Volume 13 · 280 words · 1797 Edition

a town of Suffolk in England, 88 miles from London, situated between two channels, where the river Ore, after having joined the Ald, falls into the sea. It was once a large populous town, with a castle; of which, and of a nunnery near the quay, there are still some ruins. The towers of the castle and its church are a sea-mark for colliers, coasters, and ships that come from Holland. There is a light-house at Orford-Nesse, which is also of great use to seamen, and is a shelter for them when a north-east wind blows hard upon the shore. The town was incorporated by Henry III. has a mayor, 18 portmen, 12 chief burgesses, a recorder, a town clerk, and two sergeants at mace. Though it sent members to parliament in the 26th of Edward I., yet it had no more elections till the reign of Edward IV. It still sends two members to parliament, and has the title of an earldom. There are still remaining the ruins of an holy house where the seamen's wives used to pray for the safety of their husbands.

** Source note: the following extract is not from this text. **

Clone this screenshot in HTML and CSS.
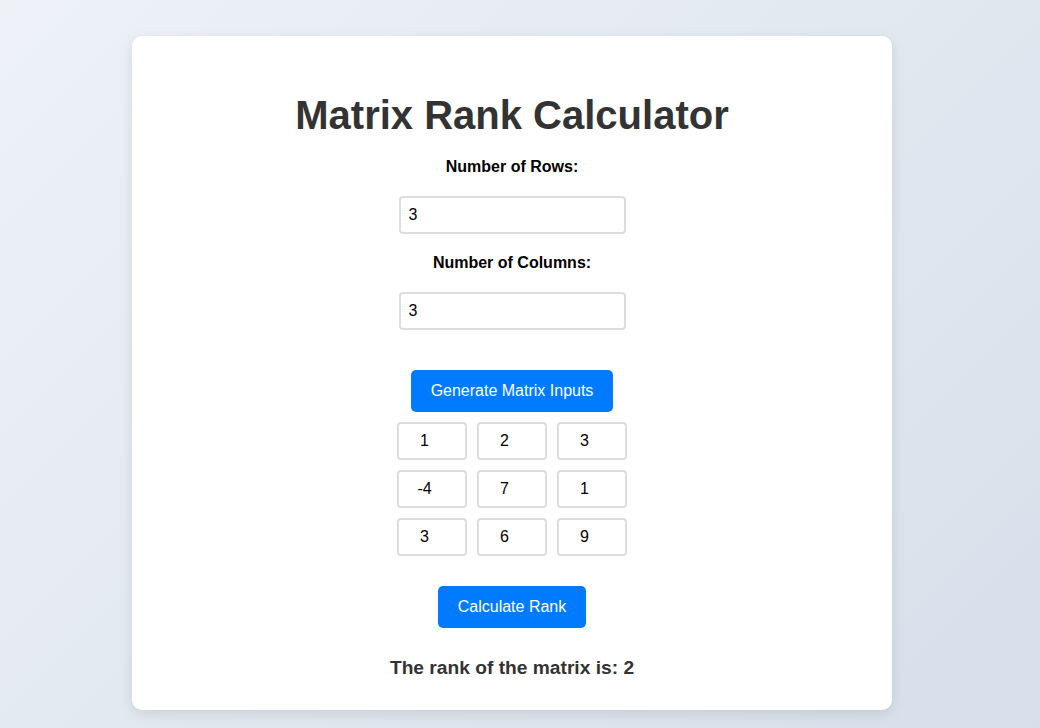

The town is now very mean, and no one contends for an interest in it, but such as want to make themselves a merit in the choice of the two members it returns to parliament. It has indeed, by the withdrawing of the sea, been deprived of its chief advantage, for it now deserves not the name of a harbour. It had the honour to give title of earl to the brave admiral Russell, which, after being many years extinct, was revived in the person of Sir Robert Walpole, whose grandson now enjoys it.